====== Data for the task ======

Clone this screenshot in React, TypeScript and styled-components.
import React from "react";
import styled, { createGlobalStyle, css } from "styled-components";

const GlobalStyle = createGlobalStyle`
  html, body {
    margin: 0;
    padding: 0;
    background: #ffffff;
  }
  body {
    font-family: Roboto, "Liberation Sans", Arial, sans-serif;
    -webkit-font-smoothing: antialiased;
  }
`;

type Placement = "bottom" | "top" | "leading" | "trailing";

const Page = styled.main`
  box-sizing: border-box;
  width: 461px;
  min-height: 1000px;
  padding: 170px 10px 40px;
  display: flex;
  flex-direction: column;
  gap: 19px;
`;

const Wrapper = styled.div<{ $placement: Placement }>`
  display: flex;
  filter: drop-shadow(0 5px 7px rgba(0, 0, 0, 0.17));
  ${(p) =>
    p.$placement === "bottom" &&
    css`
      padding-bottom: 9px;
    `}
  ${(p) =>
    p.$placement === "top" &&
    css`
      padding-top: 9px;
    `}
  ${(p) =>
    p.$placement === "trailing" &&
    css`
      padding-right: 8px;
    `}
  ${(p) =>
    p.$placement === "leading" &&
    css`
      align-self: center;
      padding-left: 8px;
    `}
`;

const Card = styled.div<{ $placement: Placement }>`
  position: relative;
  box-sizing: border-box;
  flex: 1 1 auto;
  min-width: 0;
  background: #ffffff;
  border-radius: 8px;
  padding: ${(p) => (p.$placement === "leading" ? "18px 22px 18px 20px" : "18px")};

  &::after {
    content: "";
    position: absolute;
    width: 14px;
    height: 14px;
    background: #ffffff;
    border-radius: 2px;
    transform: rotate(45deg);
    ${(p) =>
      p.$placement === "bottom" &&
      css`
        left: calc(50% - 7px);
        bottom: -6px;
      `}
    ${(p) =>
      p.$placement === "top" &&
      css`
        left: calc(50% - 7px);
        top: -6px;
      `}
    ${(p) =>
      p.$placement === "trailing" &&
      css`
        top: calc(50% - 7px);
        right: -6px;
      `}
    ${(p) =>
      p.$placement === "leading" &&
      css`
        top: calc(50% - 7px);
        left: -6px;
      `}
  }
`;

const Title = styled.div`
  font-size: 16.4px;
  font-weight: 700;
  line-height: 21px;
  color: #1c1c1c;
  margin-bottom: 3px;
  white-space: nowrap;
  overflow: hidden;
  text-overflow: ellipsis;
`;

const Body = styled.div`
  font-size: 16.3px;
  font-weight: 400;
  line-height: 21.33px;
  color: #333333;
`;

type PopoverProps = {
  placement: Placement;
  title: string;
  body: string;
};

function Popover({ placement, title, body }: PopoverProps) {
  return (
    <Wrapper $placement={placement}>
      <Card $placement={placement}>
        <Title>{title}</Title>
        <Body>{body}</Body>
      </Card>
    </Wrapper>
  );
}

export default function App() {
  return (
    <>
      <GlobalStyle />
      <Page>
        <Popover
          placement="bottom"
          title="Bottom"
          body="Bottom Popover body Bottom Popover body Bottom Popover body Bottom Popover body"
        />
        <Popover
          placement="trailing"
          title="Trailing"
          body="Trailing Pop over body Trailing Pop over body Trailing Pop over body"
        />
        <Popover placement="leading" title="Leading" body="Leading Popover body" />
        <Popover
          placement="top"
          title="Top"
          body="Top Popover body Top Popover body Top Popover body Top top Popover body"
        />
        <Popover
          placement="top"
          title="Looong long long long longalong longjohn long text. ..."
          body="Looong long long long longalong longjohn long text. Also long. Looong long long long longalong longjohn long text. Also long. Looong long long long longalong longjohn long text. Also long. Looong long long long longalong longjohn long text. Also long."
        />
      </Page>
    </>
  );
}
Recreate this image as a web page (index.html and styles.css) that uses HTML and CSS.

======

Repeat every line of the data, exactly and in full.

**Answer:**
Clone this screenshot in React, TypeScript and styled-components.
import React from "react";
import styled, { createGlobalStyle, css } from "styled-components";

const GlobalStyle = createGlobalStyle`
  html, body {
    margin: 0;
    padding: 0;
    background: #ffffff;
  }
  body {
    font-family: Roboto, "Liberation Sans", Arial, sans-serif;
    -webkit-font-smoothing: antialiased;
  }
`;

type Placement = "bottom" | "top" | "leading" | "trailing";

const Page = styled.main`
  box-sizing: border-box;
  width: 461px;
  min-height: 1000px;
  padding: 170px 10px 40px;
  display: flex;
  flex-direction: column;
  gap: 19px;
`;

const Wrapper = styled.div<{ $placement: Placement }>`
  display: flex;
  filter: drop-shadow(0 5px 7px rgba(0, 0, 0, 0.17));
  ${(p) =>
    p.$placement === "bottom" &&
    css`
      padding-bottom: 9px;
    `}
  ${(p) =>
    p.$placement === "top" &&
    css`
      padding-top: 9px;
    `}
  ${(p) =>
    p.$placement === "trailing" &&
    css`
      padding-right: 8px;
    `}
  ${(p) =>
    p.$placement === "leading" &&
    css`
      align-self: center;
      padding-left: 8px;
    `}
`;

const Card = styled.div<{ $placement: Placement }>`
  position: relative;
  box-sizing: border-box;
  flex: 1 1 auto;
  min-width: 0;
  background: #ffffff;
  border-radius: 8px;
  padding: ${(p) => (p.$placement === "leading" ? "18px 22px 18px 20px" : "18px")};

  &::after {
    content: "";
    position: absolute;
    width: 14px;
    height: 14px;
    background: #ffffff;
    border-radius: 2px;
    transform: rotate(45deg);
    ${(p) =>
      p.$placement === "bottom" &&
      css`
        left: calc(50% - 7px);
        bottom: -6px;
      `}
    ${(p) =>
      p.$placement === "top" &&
      css`
        left: calc(50% - 7px);
        top: -6px;
      `}
    ${(p) =>
      p.$placement === "trailing" &&
      css`
        top: calc(50% - 7px);
        right: -6px;
      `}
    ${(p) =>
      p.$placement === "leading" &&
      css`
        top: calc(50% - 7px);
        left: -6px;
      `}
  }
`;

const Title = styled.div`
  font-size: 16.4px;
  font-weight: 700;
  line-height: 21px;
  color: #1c1c1c;
  margin-bottom: 3px;
  white-space: nowrap;
  overflow: hidden;
  text-overflow: ellipsis;
`;

const Body = styled.div`
  font-size: 16.3px;
  font-weight: 400;
  line-height: 21.33px;
  color: #333333;
`;

type PopoverProps = {
  placement: Placement;
  title: string;
  body: string;
};

function Popover({ placement, title, body }: PopoverProps) {
  return (
    <Wrapper $placement={placement}>
      <Card $placement={placement}>
        <Title>{title}</Title>
        <Body>{body}</Body>
      </Card>
    </Wrapper>
  );
}

export default function App() {
  return (
    <>
      <GlobalStyle />
      <Page>
        <Popover
          placement="bottom"
          title="Bottom"
          body="Bottom Popover body Bottom Popover body Bottom Popover body Bottom Popover body"
        />
        <Popover
          placement="trailing"
          title="Trailing"
          body="Trailing Pop over body Trailing Pop over body Trailing Pop over body"
        />
        <Popover placement="leading" title="Leading" body="Leading Popover body" />
        <Popover
          placement="top"
          title="Top"
          body="Top Popover body Top Popover body Top Popover body Top top Popover body"
        />
        <Popover
          placement="top"
          title="Looong long long long longalong longjohn long text. ..."
          body="Looong long long long longalong longjohn long text. Also long. Looong long long long longalong longjohn long text. Also long. Looong long long long longalong longjohn long text. Also long. Looong long long long longalong longjohn long text. Also long."
        />
      </Page>
    </>
  );
}
Recreate this image as a web page (index.html and styles.css) that uses HTML and CSS.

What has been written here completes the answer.